Saturday 4 March 2017

Does Theresa May actually have any debating tactics other than hubristic threats?


It's a constant source of bafflement that so many people imagine Theresa May to be doing a good job as Prime Minister.

How can anyone conclude that she's doing a good job in light of domestic policies like the continued abuse and economic persecution of disabled people, the NHS and social care funding crises, the abolition of university maintenance grants and bursaries, the continuation of George Osborne's socially and economically ruinous austerity agenda, and the abolition of the right to privacy from government snooping.

As for her diplomatic abilities, well, they're no better than a toddler having a tantrum. She spent six months hiding from questions about what her Brexit negotiating strategy was going to be, offering nothing but vacuous platitudes like "Brexit means Brexit" instead of anything even remotely resembling coherent answers. Then after six months of dithering she finally announced that her Brexit "negotiating strategy" is going to be to make impossible demands from the EU, and threaten nuclear Brexit as retribution if they don't give her favoured corporations the special favours she's demanding.

Theresa May is playing an incredibly dangerous game of brinkmanship with our 27 former European allies, and the consequence looks ever more likely to be a catastrophic "no deal" nuclear Brexit.

Now she has decided to use the same kind of ridiculous brinkmanship tactics with Scotland. She's told a gathering of Scottish Tories that she's going to block any further moves towards devolution apparently in order to try to force the Scottish government into launching a new Independence referendum.

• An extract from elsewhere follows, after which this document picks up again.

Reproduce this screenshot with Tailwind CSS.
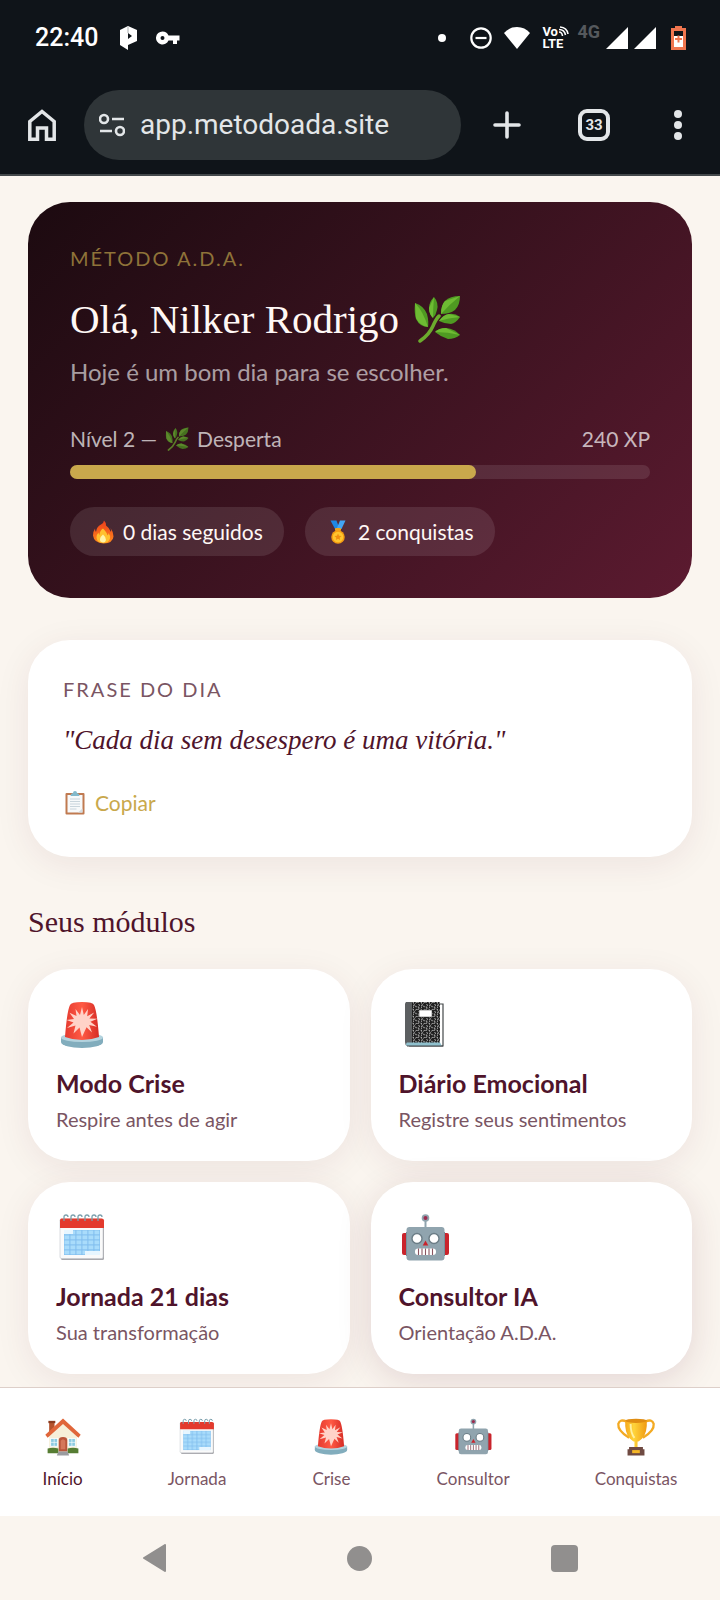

Theresa May is clearly eyeing up stuff like the Scottish farming and fishing territories for Westminster rule, rather than allowing Scotland to have control over their own agricultural policies or territorial waters.

She's even trying to lay the groundwork for the weakening of the Scottish parliament by whinging about the 1998 devolution settlement as if Brexit somehow renders Scottish devolution redundant.


The fact that Theresa May and the Westminster Tories are intent on dragging Scotland out of the EU and the Single Market against the will of the Scottish electorate is bad enough, but making a such an obvious grab for Scottish farming, fishing and other issues, and threatening the existing powers of the Scottish parliament are obviously going to play extremely badly with the Scottish electorate.

David Cameron came surprisingly close to losing Scotland in 2014, but he was saved by a bunch of lies about how voting for independence would jeopardise Scotland's place in the EU and by Gordon Brown's last minute pensioner-targeted fearmongering.

This time around Theresa May is setting out a bullying and astoundingly hubristic "we're having your territorial waters and you'll do as your damn well told" stance, which is absolutely certain to drive hundreds of thousands of moderate Scots into the welcoming arms of the independence campaign.

Theresa May's domestic policies are utterly appalling; her threat-based Brexit "negotiating tactic" is an absolute farce that looks highly likely to result in a catastrophic nuclear Brexit, and now her authoritarian hubris is leading her to adopt a spectacularly ill-conceived grab for Scottish powers that will likely fuel the break-up of the UK.

David Cameron undoubtedly laid the groundwork with his failed EU referendum gamble, but Theresa May is the one who looks set to complete the demolition job by marching us towards nuclear Brexit, trashing the social democratic model, scrapping our rights and liberties, and ensuring the break-up of the United Kingdom with her hubristic authoritarianism.